Sure, there’s a great deal about teaching that parallels the craft of the entertainer, but the goal should never be applause. As teachers, we entertain for a purpose, to built interest and attention in a subject, to further education, but that purpose has nothing to do with how well we are loved by our students. If a student explodes with praise, we need to tamp down our pride and ask (silently), “Did that help further the goals of the course?” If we think it did, we had better be able to describe how, exactly. Otherwise, we run the risk of our egos running wild.

And now the unfortunate kicker: All our institutions of higher education seem to care about these days is star quality. They encourage us to forget about teaching and concentrate on pleasing. This can be blamed, at least in part, on increasing use of and trust in Student Evaluation of Teaching (SET) scores, but it also comes from the culture of celebrity that now permeates every profession in America.

There may not be much we can do about either, but we can make a concerted effort to make sure the quest for celebrity in teaching is yoked, at least, to real learning.

How can we do this? Not as we’ve tried in the past.
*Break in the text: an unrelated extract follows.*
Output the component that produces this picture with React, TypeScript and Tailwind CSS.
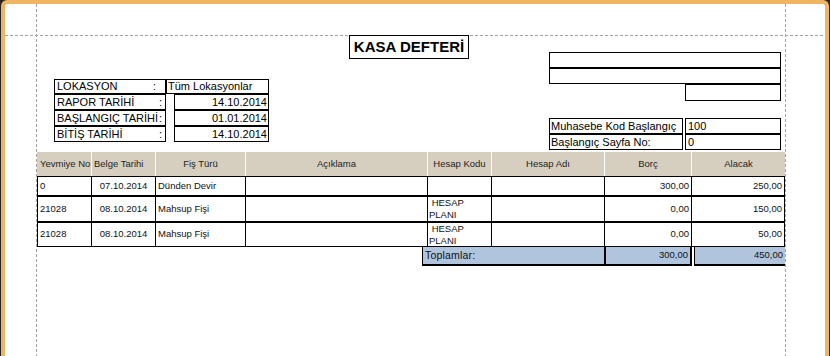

Over the past decades, peer evaluation of teaching has become little more than a way for departments to protect their own and drive out the unwelcome. We’ve tried, and failed, to evaluate teacher performance through quantitative testing, of course, and have learned that numerical comparisons between one teacher and another are not something that we can rely on. Using standardized testing for teacher evaluation, in fact, produces results as meaningless  as those of SET scores, which rank nothing but popularity. So, what do we do? How do we determine if teachers are doing their jobs and not simply promoting themselves?
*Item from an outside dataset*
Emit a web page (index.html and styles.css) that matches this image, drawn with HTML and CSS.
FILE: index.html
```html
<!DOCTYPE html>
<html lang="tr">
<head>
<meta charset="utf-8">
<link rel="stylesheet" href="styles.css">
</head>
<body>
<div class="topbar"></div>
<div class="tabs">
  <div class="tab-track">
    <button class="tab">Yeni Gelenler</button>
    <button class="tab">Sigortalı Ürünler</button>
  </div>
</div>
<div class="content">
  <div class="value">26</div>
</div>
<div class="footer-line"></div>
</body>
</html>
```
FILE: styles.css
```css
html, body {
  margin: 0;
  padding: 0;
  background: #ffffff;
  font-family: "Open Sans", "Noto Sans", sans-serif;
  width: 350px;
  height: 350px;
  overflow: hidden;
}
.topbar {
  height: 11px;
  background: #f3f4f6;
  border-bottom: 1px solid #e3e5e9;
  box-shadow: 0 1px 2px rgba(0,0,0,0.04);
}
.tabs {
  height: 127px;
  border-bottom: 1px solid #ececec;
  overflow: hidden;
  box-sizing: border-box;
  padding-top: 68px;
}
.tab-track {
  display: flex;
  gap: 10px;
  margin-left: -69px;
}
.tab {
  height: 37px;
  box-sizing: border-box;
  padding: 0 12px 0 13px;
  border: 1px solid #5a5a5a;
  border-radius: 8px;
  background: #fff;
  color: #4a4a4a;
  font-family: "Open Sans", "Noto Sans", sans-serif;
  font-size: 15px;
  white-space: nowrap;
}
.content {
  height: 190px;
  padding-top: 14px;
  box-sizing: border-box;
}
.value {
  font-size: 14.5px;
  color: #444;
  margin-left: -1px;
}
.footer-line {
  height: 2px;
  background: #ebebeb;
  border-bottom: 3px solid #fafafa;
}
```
Why not group faculty into teams of four or five within departments, requiring them to meet regularly on pedagogical issues, visit the classrooms of the others, team-teach during the semester, and take over the class of each of the others at least once a term? Make the students aware from the beginning of the semester that other teachers will be involved in the classroom so that there will be no surprises. Develop syllabi in consultation with the rest of the group, scheduling the participation of the others. This would provide a check on our own egos and make sure we concentrate on improving our teaching and not simply our standing.

Oh, and we could keep the doors of classrooms open as often as possible so that people could look in.

We could easily stop considering our classrooms as independent silos and could quickly start imagining each as part of a connected web. That way, if a student of mine stood up and said how wonderful I am, I could deflect, “Wait until you see Professor M, next week. She approaches things differently than I do, but I think you are really going to learn something when she is here.”

In a paper published in the proceedings of the 22nd Annual Conference on Research in Undergraduate Mathematics Education, “Spreading Evidence-Based Instructional Practices: Modeling Change Using Peer Observation” by Valerie Peterson et al, the authors focus on peer observation as a vehicle for creating a more interactive model of teaching that would “build trust, establish instructional context, and provide formative feedback,” all things sorely missed in many contemporary university settings. I would go further, but peer observation arising from small groups rather than individual assignment could be an effective first step.

Group effort can keep us focused on the task of student learning and reduce our concentration on ourselves. By creating groups that include adjuncts and other contingent hires as well as full-timers are all levels with the explicit instruction that each individual is to be considered a peer, no one a ‘master teacher’ instructing the others, we can improve the learning in all of our classrooms. The process could be painful for many of us (including me), but our jobs are not about ourselves, cultural momentum notwithstanding. We need to grin, as they say, and bear it.

What I suggest here is a simple step and not even a new one, but its impact can be substantial—and it can be taken at small cost. Through it, we can learn that we are not wonderful alone and that we can even step aside for a student—something Paolo Freire and even John Dewey, among others, would have applauded.

2 thoughts on “Making Us More Effective, Together

  1. This is a fantastic essay, Aaron Barlow! The problem I have found as long-term NTT is as simple and human as professional jealousy if we are received well by our students and obvious learning and positive development of student after student is observed. It is unseemly to brag about it. Bur then, when your colleagues and administrators go after you, it is also embarrassing to have to defend yourself. We are in a highly competitive and insecure field. How the heck do we rise together?